The latest winners were announced at a star-studded event in Rio de Janeiro, ahead of the COP30 climate conference. And the Colombian capital Bogota was crowned one of this year’s Earthshot Prize winners, following the city’s ambitious - and successful - efforts to cut air pollution. Bogota has laid the biggest cycle network in Latin America, deployed one of the world’s largest electric bus fleets, and greened swathes of the city. The city also reduced speed limits to 50kmh and put aside at least 20 percent of public and private parking for bikes. These efforts have reportedly, and remarkably, helped cut air pollution by a quarter since 2018. By 2030 the city will have halved its GHG emissions and be carbon neutral by 2050.
The other victors were:
re.green, a project that’s restoring Brazil’s Atlantic Forest - one of the richest and most important ecosystems on Earth. Its unique restoration approach combines AI, drones and satellite imagery with ecological and financial data to quickly identify land with the biggest potential for restoration;
The High Seas Treaty, a global agreement to protect international waters - it has been two decades in the making and will pave the way for international waters to be placed into marine protected areas;
Lagos Fashion Week, which is making sustainable clothing cool. Every designer wishing to show at Lagos Fashion Week must demonstrate their commitment to sustainable practice, from how materials are sourced and dyed, to how garments are produced and transported. By holding brands accountable to these standards during the most important week of the fashion year, they have shaped how brands behave year-round;

Friendship, an initiative to help vulnerable Bangladeshi communities prepare for natural disasters. Founded by Runa Khan in 2002, Friendship is dedicated to helping vulnerable communities across Bangladesh not only prepare for natural disasters, but also supporting their health, education, livelihoods and access to public services. Today it reaches more than 7.5 million people each year, provides over 8.3 million days of emergency food support, and gives more than 80,000 people access to safe drinking water in coastal areas. Winning The Earthshot Prize will help directly scale its work.

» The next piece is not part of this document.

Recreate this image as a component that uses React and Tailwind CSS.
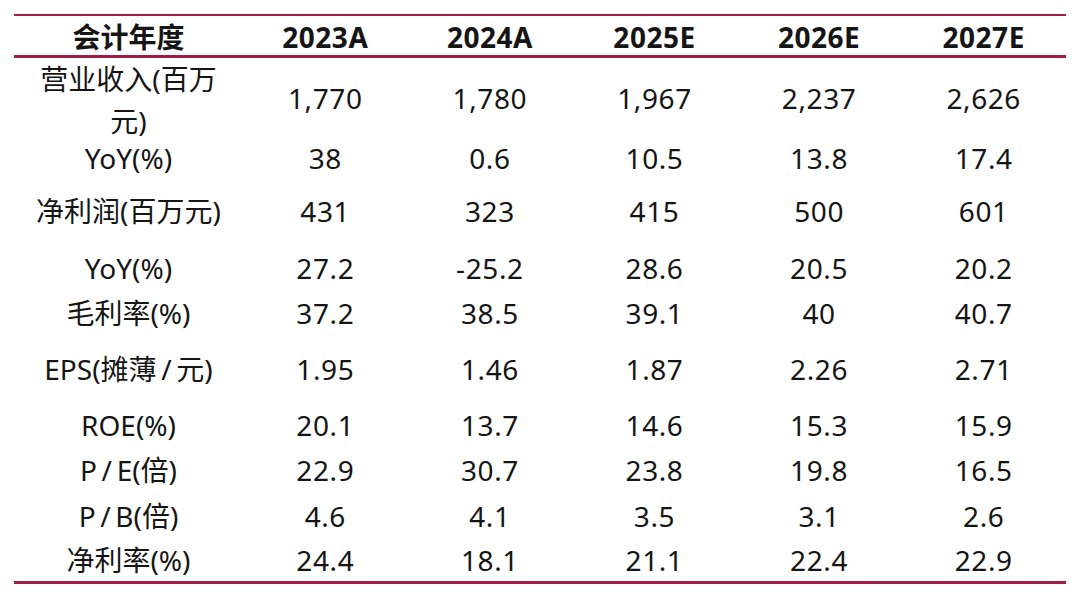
import React from "react";

const cols = ["2023A", "2024A", "2025E", "2026E", "2027E"];
const rows = [
  { label: <>营业收入(百万<br />元)</>, v: ["1,770", "1,780", "1,967", "2,237", "2,626"], h: "h-[79px]", vp: "pb-[5px]" },
  { label: "YoY(%)", v: ["38", "0.6", "10.5", "13.8", "17.4"], h: "h-[40px]", vp: "" },
  { label: "净利润(百万元)", v: ["431", "323", "415", "500", "601"], h: "h-[68px]", vp: "" },
  { label: "YoY(%)", v: ["27.2", "-25.2", "28.6", "20.5", "20.2"], h: "h-[46px]", vp: "" },
  { label: "毛利率(%)", v: ["37.2", "38.5", "39.1", "40", "40.7"], h: "h-[44px]", vp: "" },
  { label: "EPS(摊薄\u2009/\u2009元)", v: ["1.95", "1.46", "1.87", "2.26", "2.71"], h: "h-[68px]", vp: "" },
  { label: "ROE(%)", v: ["20.1", "13.7", "14.6", "15.3", "15.9"], h: "h-[44px]", vp: "" },
  { label: "P\u2009/\u2009E(倍)", v: ["22.9", "30.7", "23.8", "19.8", "16.5"], h: "h-[46px]", vp: "" },
  { label: "P\u2009/\u2009B(倍)", v: ["4.6", "4.1", "3.5", "3.1", "2.6"], h: "h-[46px]", vp: "" },
  { label: "净利率(%)", v: ["24.4", "18.1", "21.1", "22.4", "22.9"], h: "h-[42px]", vp: "" },
];

export default function App() {
  return (
    <div
      className="w-[1080px] h-[598px] bg-white overflow-hidden pt-[14px] text-[#151515]"
      style={{ fontFamily: '"Noto Sans", "Noto Sans CJK SC", sans-serif' }}
    >
      <div className="ml-[14px] w-[1052px] border-t-2 border-[#a11d43]">
        <div className="grid grid-cols-[229px_repeat(5,1fr)] h-[42px] items-center border-b-[3px] border-[#a11d43] font-bold text-[28px] leading-[40px] pt-[1px]">
          <div className="text-center">会计年度</div>
          {cols.map((c) => (
            <div key={c} className="text-center tracking-[0.5px]">{c}</div>
          ))}
        </div>
        {rows.map((r, i) => (
          <div
            key={i}
            className={`grid grid-cols-[229px_repeat(5,1fr)] items-center text-[28px] leading-[42px] ${r.h}`}
          >
            <div className="text-center">{r.label}</div>
            {r.v.map((v, j) => (
              <div key={j} className={`text-center tracking-[0.6px] ${r.vp}`}>{v}</div>
            ))}
          </div>
        ))}
        <div className="border-t-[3px] border-[#a11d43]" />
      </div>
    </div>
  );
}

“Their work is the proof we need that progress is possible,” said Prince William. “Their stories are the inspiration that gives us courage. There’s a great deal we can learn from their determination, their vision for scale, and their unyielding belief that we can create a better world.”
Prince William, who is the president of the prize, told those gathered at the ceremony that he had founded the award with the aim of making "this the decade in which we transformed our world for the better". Adding: "We set out to tackle environmental issues head on and make real, lasting changes that would protect life on Earth."
The prize was inspired by former US President John F Kennedy's Moonshot project, which challenged scientists to get astronauts to the Moon and back safely.
The future king has committed himself to the prize for 10 years, with Rio marking a halfway point for the venture. This year, nearly 2,500 nominees were submitted from 72 countries. Of these, 15 finalists were selected, from which the five winners were chosen.